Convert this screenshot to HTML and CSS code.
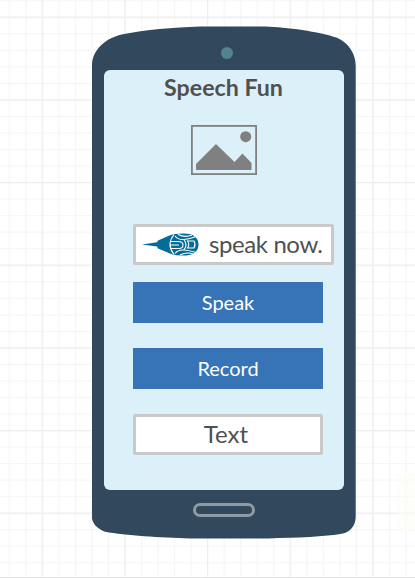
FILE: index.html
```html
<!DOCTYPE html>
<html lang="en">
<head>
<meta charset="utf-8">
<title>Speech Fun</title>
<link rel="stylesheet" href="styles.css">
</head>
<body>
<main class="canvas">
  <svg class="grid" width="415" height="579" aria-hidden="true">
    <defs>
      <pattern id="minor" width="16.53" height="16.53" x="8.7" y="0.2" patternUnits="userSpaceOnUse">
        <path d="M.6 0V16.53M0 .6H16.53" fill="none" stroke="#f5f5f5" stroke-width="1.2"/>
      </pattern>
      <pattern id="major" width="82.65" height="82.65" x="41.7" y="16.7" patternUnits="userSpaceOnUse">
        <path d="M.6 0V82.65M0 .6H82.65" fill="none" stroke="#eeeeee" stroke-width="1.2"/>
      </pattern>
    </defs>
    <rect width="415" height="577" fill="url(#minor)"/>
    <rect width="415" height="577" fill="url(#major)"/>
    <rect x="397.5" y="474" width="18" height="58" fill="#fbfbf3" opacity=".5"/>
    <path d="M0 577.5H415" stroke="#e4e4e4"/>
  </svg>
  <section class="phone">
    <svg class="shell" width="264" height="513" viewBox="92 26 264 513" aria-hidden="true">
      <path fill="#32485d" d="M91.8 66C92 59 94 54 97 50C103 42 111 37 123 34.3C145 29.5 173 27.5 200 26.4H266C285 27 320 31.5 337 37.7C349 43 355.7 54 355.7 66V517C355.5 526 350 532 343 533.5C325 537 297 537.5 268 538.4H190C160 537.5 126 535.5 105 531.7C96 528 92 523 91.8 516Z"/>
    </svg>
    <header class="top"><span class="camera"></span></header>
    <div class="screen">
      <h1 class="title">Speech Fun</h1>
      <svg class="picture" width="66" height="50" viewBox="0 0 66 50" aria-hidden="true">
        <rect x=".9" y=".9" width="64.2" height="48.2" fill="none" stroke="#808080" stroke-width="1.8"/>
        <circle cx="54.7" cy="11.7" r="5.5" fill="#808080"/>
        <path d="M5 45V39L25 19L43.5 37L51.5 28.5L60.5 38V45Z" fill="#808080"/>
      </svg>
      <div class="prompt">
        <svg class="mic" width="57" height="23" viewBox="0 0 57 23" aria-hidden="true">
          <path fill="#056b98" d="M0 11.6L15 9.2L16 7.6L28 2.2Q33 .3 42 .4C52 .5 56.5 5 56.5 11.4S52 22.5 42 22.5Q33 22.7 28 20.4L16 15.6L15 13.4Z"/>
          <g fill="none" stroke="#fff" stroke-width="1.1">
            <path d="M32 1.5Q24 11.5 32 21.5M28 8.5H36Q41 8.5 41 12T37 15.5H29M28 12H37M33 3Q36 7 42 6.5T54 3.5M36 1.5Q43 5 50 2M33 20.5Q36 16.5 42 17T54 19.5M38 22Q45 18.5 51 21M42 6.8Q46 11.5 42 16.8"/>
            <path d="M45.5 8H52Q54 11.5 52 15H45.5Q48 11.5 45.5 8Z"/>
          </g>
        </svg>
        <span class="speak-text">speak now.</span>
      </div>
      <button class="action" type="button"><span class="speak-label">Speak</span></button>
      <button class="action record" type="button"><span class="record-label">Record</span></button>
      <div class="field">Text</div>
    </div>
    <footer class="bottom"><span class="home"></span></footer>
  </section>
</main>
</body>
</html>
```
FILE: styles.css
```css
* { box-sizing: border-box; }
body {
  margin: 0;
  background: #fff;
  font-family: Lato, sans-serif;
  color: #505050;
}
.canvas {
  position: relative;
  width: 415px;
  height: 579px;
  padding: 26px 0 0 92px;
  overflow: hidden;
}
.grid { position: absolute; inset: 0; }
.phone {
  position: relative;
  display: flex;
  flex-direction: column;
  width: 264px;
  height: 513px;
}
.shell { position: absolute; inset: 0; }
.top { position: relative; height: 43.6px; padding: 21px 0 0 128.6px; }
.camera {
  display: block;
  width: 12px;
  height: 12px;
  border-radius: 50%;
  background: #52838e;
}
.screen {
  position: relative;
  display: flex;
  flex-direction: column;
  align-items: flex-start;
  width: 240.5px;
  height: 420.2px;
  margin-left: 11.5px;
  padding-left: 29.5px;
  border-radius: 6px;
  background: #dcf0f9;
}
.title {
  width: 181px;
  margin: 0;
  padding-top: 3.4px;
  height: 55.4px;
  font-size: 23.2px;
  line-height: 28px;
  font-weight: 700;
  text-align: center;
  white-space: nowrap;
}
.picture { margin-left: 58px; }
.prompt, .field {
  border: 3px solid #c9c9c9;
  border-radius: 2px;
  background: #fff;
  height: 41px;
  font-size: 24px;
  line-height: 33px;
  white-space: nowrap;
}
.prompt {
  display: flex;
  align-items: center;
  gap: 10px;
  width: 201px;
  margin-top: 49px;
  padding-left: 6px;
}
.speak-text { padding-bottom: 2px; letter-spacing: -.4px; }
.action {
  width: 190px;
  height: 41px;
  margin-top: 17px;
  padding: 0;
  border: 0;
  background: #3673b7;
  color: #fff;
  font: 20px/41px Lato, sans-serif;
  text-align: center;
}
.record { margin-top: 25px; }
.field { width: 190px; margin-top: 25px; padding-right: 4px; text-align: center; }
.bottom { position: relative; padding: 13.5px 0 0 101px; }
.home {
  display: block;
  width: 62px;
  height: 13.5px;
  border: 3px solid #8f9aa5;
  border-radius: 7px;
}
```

____

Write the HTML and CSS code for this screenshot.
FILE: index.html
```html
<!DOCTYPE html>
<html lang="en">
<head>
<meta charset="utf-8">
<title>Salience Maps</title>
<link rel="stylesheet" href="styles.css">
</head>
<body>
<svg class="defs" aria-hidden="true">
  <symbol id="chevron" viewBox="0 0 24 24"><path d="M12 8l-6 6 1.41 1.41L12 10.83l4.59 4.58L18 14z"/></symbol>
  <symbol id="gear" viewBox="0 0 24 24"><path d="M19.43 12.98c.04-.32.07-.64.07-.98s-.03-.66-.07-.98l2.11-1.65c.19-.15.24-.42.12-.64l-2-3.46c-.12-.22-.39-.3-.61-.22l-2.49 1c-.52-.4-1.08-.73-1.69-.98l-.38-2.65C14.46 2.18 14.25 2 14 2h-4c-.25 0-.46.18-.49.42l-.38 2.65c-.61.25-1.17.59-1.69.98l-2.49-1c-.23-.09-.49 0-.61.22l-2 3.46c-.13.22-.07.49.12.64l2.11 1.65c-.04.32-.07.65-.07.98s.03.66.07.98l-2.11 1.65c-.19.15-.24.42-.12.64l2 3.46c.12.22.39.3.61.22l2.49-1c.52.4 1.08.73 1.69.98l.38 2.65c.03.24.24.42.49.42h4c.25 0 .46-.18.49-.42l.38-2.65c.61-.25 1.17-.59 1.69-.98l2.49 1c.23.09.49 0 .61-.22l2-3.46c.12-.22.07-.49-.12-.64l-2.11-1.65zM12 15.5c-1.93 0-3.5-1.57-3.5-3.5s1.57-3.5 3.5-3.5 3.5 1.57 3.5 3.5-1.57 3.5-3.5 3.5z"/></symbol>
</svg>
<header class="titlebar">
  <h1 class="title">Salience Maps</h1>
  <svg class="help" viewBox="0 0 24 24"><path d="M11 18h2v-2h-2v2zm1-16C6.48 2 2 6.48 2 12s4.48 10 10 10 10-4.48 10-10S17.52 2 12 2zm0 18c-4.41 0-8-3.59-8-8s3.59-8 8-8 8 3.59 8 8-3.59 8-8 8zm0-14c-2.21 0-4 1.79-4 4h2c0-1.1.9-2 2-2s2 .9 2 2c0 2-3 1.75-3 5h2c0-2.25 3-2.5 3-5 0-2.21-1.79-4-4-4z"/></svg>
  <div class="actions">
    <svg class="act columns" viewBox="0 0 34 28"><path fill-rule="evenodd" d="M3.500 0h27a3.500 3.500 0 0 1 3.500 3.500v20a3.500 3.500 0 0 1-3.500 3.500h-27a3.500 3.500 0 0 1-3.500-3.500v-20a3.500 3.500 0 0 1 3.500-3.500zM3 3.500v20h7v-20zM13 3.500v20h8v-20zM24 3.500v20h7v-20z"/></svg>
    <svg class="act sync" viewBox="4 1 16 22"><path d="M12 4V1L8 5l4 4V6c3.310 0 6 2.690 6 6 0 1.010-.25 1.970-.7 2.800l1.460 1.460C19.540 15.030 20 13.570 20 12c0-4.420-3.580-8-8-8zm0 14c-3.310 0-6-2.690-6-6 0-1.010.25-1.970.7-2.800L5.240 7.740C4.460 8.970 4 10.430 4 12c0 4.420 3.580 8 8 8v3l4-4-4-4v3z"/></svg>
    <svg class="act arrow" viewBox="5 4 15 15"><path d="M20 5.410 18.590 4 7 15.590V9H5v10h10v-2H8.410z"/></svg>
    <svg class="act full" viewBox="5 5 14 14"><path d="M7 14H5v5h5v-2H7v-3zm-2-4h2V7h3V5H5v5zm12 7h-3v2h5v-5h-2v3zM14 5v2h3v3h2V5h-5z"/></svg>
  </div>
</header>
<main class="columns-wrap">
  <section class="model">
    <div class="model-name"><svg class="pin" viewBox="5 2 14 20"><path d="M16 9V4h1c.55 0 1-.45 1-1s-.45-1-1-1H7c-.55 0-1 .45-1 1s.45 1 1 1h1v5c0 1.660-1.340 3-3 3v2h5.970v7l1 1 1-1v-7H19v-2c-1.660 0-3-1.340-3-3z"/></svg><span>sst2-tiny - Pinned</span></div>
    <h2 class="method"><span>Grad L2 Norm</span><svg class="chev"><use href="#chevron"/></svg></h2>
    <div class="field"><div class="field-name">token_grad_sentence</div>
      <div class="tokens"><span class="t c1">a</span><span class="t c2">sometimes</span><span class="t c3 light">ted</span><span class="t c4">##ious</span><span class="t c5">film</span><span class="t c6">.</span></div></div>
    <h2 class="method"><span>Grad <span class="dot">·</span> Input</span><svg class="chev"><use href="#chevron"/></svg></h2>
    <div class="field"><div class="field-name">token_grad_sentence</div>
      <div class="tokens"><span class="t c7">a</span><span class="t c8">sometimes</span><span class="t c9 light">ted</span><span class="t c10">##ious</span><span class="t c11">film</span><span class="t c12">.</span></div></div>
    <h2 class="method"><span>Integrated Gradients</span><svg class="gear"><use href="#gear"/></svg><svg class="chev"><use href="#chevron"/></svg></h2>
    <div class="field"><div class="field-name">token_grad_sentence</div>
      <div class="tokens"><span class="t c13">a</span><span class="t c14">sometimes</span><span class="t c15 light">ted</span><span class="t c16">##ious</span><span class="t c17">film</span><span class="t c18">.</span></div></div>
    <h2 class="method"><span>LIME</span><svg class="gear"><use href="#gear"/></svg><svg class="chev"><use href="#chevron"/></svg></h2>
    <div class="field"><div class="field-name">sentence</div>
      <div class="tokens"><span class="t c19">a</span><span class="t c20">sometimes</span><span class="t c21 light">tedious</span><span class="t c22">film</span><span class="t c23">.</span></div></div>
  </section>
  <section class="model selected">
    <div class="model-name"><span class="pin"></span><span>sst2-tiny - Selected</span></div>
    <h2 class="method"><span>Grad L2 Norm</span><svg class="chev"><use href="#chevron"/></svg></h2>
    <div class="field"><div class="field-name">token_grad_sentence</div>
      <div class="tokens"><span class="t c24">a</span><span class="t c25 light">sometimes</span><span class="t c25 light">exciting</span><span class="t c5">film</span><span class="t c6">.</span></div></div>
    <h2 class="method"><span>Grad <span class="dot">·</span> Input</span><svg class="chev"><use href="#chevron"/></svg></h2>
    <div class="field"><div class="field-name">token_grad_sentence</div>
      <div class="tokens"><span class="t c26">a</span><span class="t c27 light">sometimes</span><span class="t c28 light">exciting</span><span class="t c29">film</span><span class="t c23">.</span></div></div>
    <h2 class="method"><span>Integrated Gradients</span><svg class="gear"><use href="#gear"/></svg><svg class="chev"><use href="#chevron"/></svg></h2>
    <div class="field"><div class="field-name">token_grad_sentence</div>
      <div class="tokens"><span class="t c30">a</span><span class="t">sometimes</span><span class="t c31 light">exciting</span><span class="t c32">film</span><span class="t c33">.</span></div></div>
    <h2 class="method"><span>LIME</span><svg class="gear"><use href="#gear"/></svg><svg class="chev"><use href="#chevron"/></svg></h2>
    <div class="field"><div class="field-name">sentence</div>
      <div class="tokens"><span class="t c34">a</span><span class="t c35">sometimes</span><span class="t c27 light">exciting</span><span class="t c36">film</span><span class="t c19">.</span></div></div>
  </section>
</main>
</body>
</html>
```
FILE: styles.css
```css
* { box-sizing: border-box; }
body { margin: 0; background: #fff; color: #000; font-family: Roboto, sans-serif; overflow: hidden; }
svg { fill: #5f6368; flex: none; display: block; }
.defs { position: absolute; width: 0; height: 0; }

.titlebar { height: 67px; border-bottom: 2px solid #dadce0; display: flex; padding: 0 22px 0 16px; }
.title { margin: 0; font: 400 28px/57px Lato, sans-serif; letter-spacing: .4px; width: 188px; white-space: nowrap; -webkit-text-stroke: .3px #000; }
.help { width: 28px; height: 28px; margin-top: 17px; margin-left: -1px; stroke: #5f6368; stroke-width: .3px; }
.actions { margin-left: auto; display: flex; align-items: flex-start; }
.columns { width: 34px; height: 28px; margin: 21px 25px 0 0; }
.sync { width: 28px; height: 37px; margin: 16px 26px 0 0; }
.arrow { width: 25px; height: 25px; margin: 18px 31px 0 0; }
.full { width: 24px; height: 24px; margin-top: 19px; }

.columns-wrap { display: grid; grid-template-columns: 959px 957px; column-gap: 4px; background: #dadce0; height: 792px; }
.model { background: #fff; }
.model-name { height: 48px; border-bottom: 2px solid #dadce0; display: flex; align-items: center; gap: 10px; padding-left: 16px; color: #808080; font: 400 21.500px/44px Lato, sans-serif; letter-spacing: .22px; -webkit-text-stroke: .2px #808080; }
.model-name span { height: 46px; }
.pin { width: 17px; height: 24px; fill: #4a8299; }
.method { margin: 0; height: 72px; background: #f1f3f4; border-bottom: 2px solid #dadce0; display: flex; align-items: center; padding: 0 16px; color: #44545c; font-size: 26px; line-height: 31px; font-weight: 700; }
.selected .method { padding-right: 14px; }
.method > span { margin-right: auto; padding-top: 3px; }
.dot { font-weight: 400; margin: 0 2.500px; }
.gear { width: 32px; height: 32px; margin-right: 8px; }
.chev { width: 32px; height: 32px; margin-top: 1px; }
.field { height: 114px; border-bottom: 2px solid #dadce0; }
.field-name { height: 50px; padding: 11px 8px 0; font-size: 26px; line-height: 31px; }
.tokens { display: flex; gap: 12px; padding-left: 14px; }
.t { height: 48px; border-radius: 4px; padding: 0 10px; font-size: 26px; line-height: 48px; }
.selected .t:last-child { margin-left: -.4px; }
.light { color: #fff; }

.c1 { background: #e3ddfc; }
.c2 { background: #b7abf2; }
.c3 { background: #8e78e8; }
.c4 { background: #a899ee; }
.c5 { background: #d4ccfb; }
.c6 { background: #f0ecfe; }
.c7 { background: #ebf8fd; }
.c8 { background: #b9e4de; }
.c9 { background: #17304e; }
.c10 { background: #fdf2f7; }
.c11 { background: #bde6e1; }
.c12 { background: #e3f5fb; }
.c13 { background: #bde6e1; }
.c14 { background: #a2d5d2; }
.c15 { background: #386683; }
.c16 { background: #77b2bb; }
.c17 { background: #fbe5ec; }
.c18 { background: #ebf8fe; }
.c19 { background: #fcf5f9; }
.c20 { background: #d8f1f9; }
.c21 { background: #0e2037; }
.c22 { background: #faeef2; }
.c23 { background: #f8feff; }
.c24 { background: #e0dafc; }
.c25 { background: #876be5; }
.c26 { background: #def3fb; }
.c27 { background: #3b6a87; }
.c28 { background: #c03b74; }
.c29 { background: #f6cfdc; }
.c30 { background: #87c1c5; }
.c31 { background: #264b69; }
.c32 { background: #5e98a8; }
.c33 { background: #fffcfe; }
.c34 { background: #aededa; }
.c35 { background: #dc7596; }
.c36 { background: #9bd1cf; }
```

____

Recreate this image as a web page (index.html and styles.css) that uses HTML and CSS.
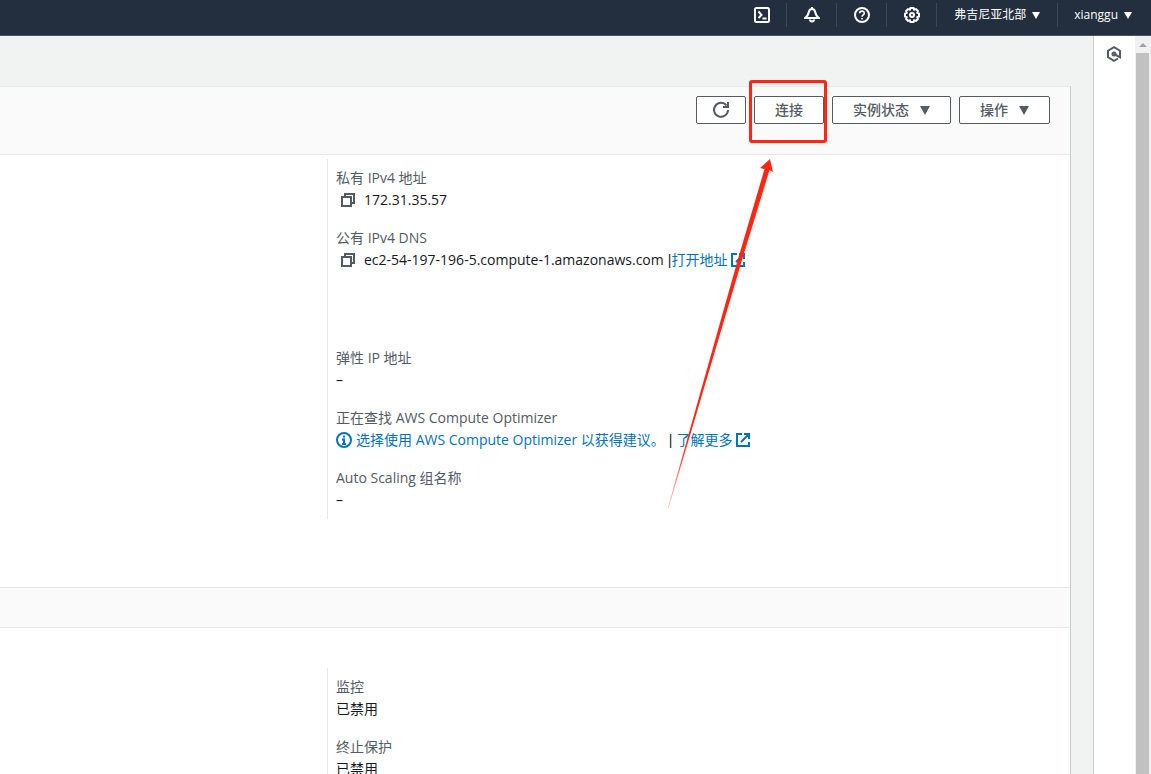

____

▶ **TASK TO COMPLETE**
Return each line of the listing that holds the string "screenshot".

▶ **COMPLETED TASK**
Convert this screenshot to HTML and CSS code.
Write the HTML and CSS code for this screenshot.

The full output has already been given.